I loathe manipulation for shits and giggles. I don’t like that about people with Scorpio. One guy who fell in love with me thought I like to manipulate and hurt people for my own fun. What the fuck?! I was a thoughtless fool who didn’t know what love is, but nothing else. I do send out a lot of mixed messages, though. I have a Gemini Sun and Mars in the 12th, I feel like my sexuality and the quirky personality I like to project are different and compartmentalized from each other. But I think too much bluntness in a relationship is boring. There should be play, but not the malicious kind. My Scorpio friend comes up to someone and says, “I want to have sex tonight, are you in?” I think that’s a little blunt.
I like that there are more people with Mars in the 12th now 🙂
hmm I have mars in gemini conjuct venus in taurus in my 12th,and I am an aries with a moon in scorpio.
I hate games with a passion.emotional games that is.give me a puzzle and I am like a dog with a bone.LOVE it!
however,I notice that I am always doing the “lawyer” thing and very subtle about gathering information from others.I dont use it to game play but i am always trying to understand everything and everyone to greater depths and in the process subtly and indirectly get people to share things with me they otherwise would not.
so there is an element of gameplay but it is from a neutral,non emotional game playing headspace.
oh yeah not to mention that the mars in gem and venus in tau are also conjuct saturn in gem,also in the 12th….and opposite my neptune.not always a fun little combo 😉
Taurus Mars opposite Scorpio Neptune-ASC conjunction. I never intend to play games, since I think of myself as a straight shooter, but I must be without realizing it. I’ve had several men accuse me of manipulation, so objectively it would seem I am doing it even if I don’t feel like that’s what I’m doing. Or maybe this is just more of the endless projection I get having a near exact Neptune-ASC conjunction…. Who knows.”
Stephanie said that over a year ago and having just read it I wondered mine is almost same but opposite… My ASC 4 Gemini mars 16 degrees 12 opposite Moon scorp 29 6th,,, desc 4 sag neptune 5 sag 7th… Do I actract those who manipulate and play games? DO I play games.. questioning alot about myself and those around me lately..
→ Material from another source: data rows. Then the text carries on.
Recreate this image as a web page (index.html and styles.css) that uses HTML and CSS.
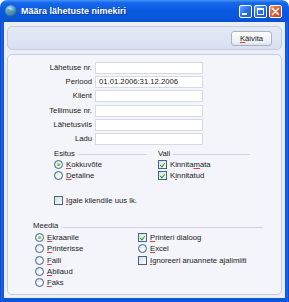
FILE: index.html
```html
<!DOCTYPE html>
<html>
<head>
<meta charset="utf-8">
<link rel="stylesheet" href="styles.css">
</head>
<body>
<div class="window">
  <div class="titlebar">
    <svg class="appicon" width="14" height="14" viewBox="0 0 14 14">
      <defs>
        <radialGradient id="g" cx="40%" cy="35%" r="65%">
          <stop offset="0" stop-color="#d8f0ff"/>
          <stop offset="0.45" stop-color="#5aa8e8"/>
          <stop offset="1" stop-color="#1d4f9a"/>
        </radialGradient>
      </defs>
      <circle cx="7" cy="7" r="6.3" fill="url(#g)" stroke="#2a5c9c" stroke-width="0.8"/>
      <path d="M3 5.5 Q5 4 6.5 5.5 T10 6.5 Q9.5 9 7.5 10 Q6 8.5 4 9 Z" fill="#3d8f4a" opacity="0.55"/>
    </svg>
    <span class="title">Määra lähetuste nimekiri</span>
    <div class="tbtns">
      <span class="tb"><svg width="13" height="13" viewBox="0 0 13 13"><rect x="3" y="8" width="5" height="2" fill="#fff"/></svg></span>
      <span class="tb"><svg width="13" height="13" viewBox="0 0 13 13"><rect x="3.5" y="3.5" width="6" height="6" fill="none" stroke="#fff" stroke-width="1"/><rect x="3" y="3" width="7" height="2" fill="#fff"/></svg></span>
      <span class="tb close"><svg width="13" height="13" viewBox="0 0 13 13"><path d="M3.5 3.5 L9.5 9.5 M9.5 3.5 L3.5 9.5" stroke="#fff" stroke-width="1.6" stroke-linecap="round"/></svg></span>
    </div>
  </div>
  <div class="frame">
    <div class="client">
      <div class="toolbar">
        <button class="btn"><u>K</u>äivita</button>
      </div>
      <div class="panel">
        <div class="fields">
          <label>Lähetuse nr.</label><div class="input"></div>
          <label>Periood</label><div class="input">01.01.2006:31.12.2006</div>
          <label>Klient</label><div class="input"></div>
          <label>Tellimuse nr.</label><div class="input"></div>
          <label>Lähetusviis</label><div class="input"></div>
          <label>Ladu</label><div class="input"></div>
        </div>
        <div class="groups">
          <div class="group esitus">
            <div class="ghead"><span>Esitus</span><i class="gline"></i></div>
            <div class="opt"><span class="radio on"></span><span><u>K</u>okkuvõte</span></div>
            <div class="opt"><span class="radio"></span><span><u>D</u>etailne</span></div>
          </div>
          <div class="group vali">
            <div class="ghead"><span>Vali</span><i class="gline"></i></div>
            <div class="opt"><span class="check on"></span><span>Kinnita<u>m</u>ata</span></div>
            <div class="opt"><span class="check on"></span><span>K<u>i</u>nnitatud</span></div>
          </div>
        </div>
        <div class="opt igale"><span class="check"></span><span><u>I</u>gale kliendile uus lk.</span></div>
        <div class="group meedia">
          <div class="ghead"><span>Meedia</span><i class="gline"></i></div>
          <div class="mcols">
            <div class="mcol">
              <div class="opt"><span class="radio on"></span><span><u>E</u>kraanile</span></div>
              <div class="opt"><span class="radio"></span><span><u>P</u>rinterisse</span></div>
              <div class="opt"><span class="radio"></span><span><u>F</u>aili</span></div>
              <div class="opt"><span class="radio"></span><span><u>A</u>bilaud</span></div>
              <div class="opt"><span class="radio"></span><span><u>F</u>aks</span></div>
            </div>
            <div class="mcol">
              <div class="opt"><span class="check on"></span><span><u>P</u>rinteri dialoog</span></div>
              <div class="opt"><span class="radio"></span><span><u>E</u>xcel</span></div>
              <div class="opt"><span class="check"></span><span><u>I</u>gnoreeri aruannete ajalimiiti</span></div>
            </div>
          </div>
        </div>
      </div>
    </div>
  </div>
</div>
</body>
</html>
```

FILE: styles.css
```css
html, body {
  margin: 0;
  padding: 0;
  background: #ffffff;
}
body {
  width: 289px;
  height: 302px;
  overflow: hidden;
  font-family: "Liberation Sans", Arial, sans-serif;
  font-size: 7.7px;
  color: #1a1a1a;
}
.window {
  width: 289px;
  height: 302px;
  display: flex;
  flex-direction: column;
}
.titlebar {
  height: 22px;
  flex: none;
  display: flex;
  align-items: center;
  padding: 0 7px 0 4px;
  border-radius: 7px 7px 0 0;
  background: linear-gradient(#4a95f8 0%, #1768ec 12%, #0a5be2 45%, #0857dc 80%, #0a50d0 100%);
}
.appicon {
  flex: none;
  display: block;
}
.title {
  margin-left: 3px;
  color: #ffffff;
  font-weight: bold;
  font-size: 9px;
  text-shadow: 1px 1px 0 #0a3a9a;
  white-space: nowrap;
}
.tbtns {
  margin-left: auto;
  display: flex;
  gap: 2px;
}
.tb {
  width: 13px;
  height: 13px;
  box-sizing: border-box;
  border: 1px solid #ffffff;
  border-radius: 2px;
  background: linear-gradient(135deg, #6fa6f8 0%, #2a6ef0 50%, #1c58d8 100%);
  display: flex;
  align-items: center;
  justify-content: center;
  overflow: hidden;
}
.tb svg {
  flex: none;
  margin: -1px;
}
.tb.close {
  background: linear-gradient(135deg, #f0a080 0%, #e2562c 50%, #c8401a 100%);
}
.frame {
  flex: 1;
  display: flex;
  padding: 0 4px 4px;
  background: linear-gradient(90deg, #0840c8 0, #1a62e8 1.5px, #0a55dc 4px, #0a55dc calc(100% - 4px), #1a62e8 calc(100% - 1.5px), #0840c8 100%);
}
.client {
  flex: 1;
  display: flex;
  flex-direction: column;
  gap: 4px;
  padding: 4px 3px 3px;
  background: #eceef5;
}
.toolbar {
  height: 24px;
  flex: none;
  box-sizing: border-box;
  border: 1px solid #c4cde0;
  border-radius: 5px;
  background: linear-gradient(#e4eaf5, #d8e0f0);
  display: flex;
  align-items: center;
  justify-content: flex-end;
  padding-right: 9px;
}
.btn {
  width: 41px;
  height: 15px;
  box-sizing: border-box;
  border: 1px solid #a8b4c8;
  border-radius: 3px;
  background: linear-gradient(#ffffff, #eceef2 80%, #dcdfe6);
  font-family: "Liberation Sans", Arial, sans-serif;
  font-size: 7.7px;
  color: #1a1a1a;
  padding: 0;
}
u {
  text-decoration-color: #e04040;
  text-underline-offset: 1px;
}
.panel {
  flex: 1;
  box-sizing: border-box;
  border: 1px solid #c4cde0;
  border-radius: 5px;
  background: #f4f5fa;
  padding-top: 7px;
}
.fields {
  display: grid;
  grid-template-columns: 84px 108px;
  column-gap: 3px;
  row-gap: 2.2px;
  grid-auto-rows: 12px;
}
.fields label {
  text-align: right;
  line-height: 12px;
}
.input {
  box-sizing: border-box;
  border: 1px solid #d6dae6;
  background: #ffffff;
  line-height: 10px;
  padding-left: 3px;
  white-space: nowrap;
}
.groups {
  display: flex;
  gap: 11px;
  margin: 4px 0 0 46px;
}
.esitus { width: 93px; }
.vali { width: 92px; }
.ghead {
  height: 10px;
  display: flex;
  align-items: center;
  gap: 3px;
  line-height: 10px;
}
.gline {
  flex: 1;
  height: 0;
  border-top: 1px solid #d0d4de;
  margin-top: 2px;
}
.group > .opt:first-of-type {
  margin-top: 1.5px;
}
.opt {
  height: 11px;
  display: flex;
  align-items: center;
  gap: 3px;
  white-space: nowrap;
}
.igale {
  margin: 14px 0 0 46px;
}
.meedia {
  width: 230px;
  margin: 15.5px 0 0 25px;
}
.mcols {
  display: grid;
  grid-template-columns: 103px auto;
  padding-left: 2px;
  margin-top: 0.5px;
}
.mcol .opt {
  height: 11.25px;
}
.radio {
  flex: none;
  width: 9px;
  height: 9px;
  box-sizing: border-box;
  border: 1px solid #3c6496;
  border-radius: 50%;
  background: radial-gradient(circle at 65% 65%, #ffffff 0, #f2f2ee 40%, #d8d8d2 100%);
  position: relative;
}
.radio.on::after {
  content: "";
  position: absolute;
  left: 2px;
  top: 2px;
  width: 3px;
  height: 3px;
  border-radius: 50%;
  background: radial-gradient(circle at 35% 35%, #8ee888, #23a021);
}
.check {
  flex: none;
  width: 9px;
  height: 9px;
  box-sizing: border-box;
  border: 1px solid #3c6496;
  background: linear-gradient(135deg, #dcdcd6, #ffffff);
  position: relative;
}
.check.on::after {
  content: "";
  position: absolute;
  left: 2.2px;
  top: 0.6px;
  width: 2px;
  height: 4px;
  border: solid #21a121;
  border-width: 0 1.5px 1.5px 0;
  transform: rotate(40deg);
}
```
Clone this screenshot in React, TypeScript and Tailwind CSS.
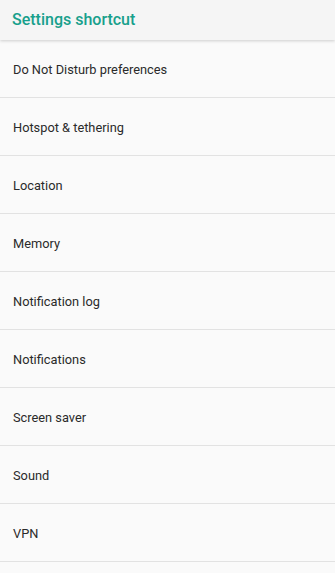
const items = [
  'Do Not Disturb preferences',
  'Hotspot & tethering',
  'Location',
  'Memory',
  'Notification log',
  'Notifications',
  'Screen saver',
  'Sound',
  'VPN',
];

export default function App() {
  return (
    <div className="h-[573px] w-[335px] overflow-hidden bg-[#fafafa] font-['Roboto',sans-serif]">
      <header className="relative z-10 flex h-10 items-center bg-[#f5f5f5] px-3 shadow-[0_1px_3px_rgba(0,0,0,0.18)]">
        <h1 className="text-[16px] font-medium text-[#18a08c]">Settings shortcut</h1>
      </header>
      <ul>
        {items.map((item) => (
          <li
            key={item}
            className="flex h-[58px] items-center border-b border-[#e2e2e2] px-[13px] pt-[2px] text-[12.8px] text-[#2a2a2a]"
          >
            {item}
          </li>
        ))}
      </ul>
    </div>
  );
}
I have Moon and Venus in Gemini in 7th Opposing Uranus in Sagittarius in 2nd Cusp.
I really mean to but I’m hot and cold everyday.
I’m a scorpio rising too with Saturn in there.
Recently, I’ve realised I manipulate people but not on purpose.
My moon conjuncts venus in gemini in 7th and trines Jupiter in aquarius. I don’t want to tied down. I guess I love making people like me a lot and when they do, I move on.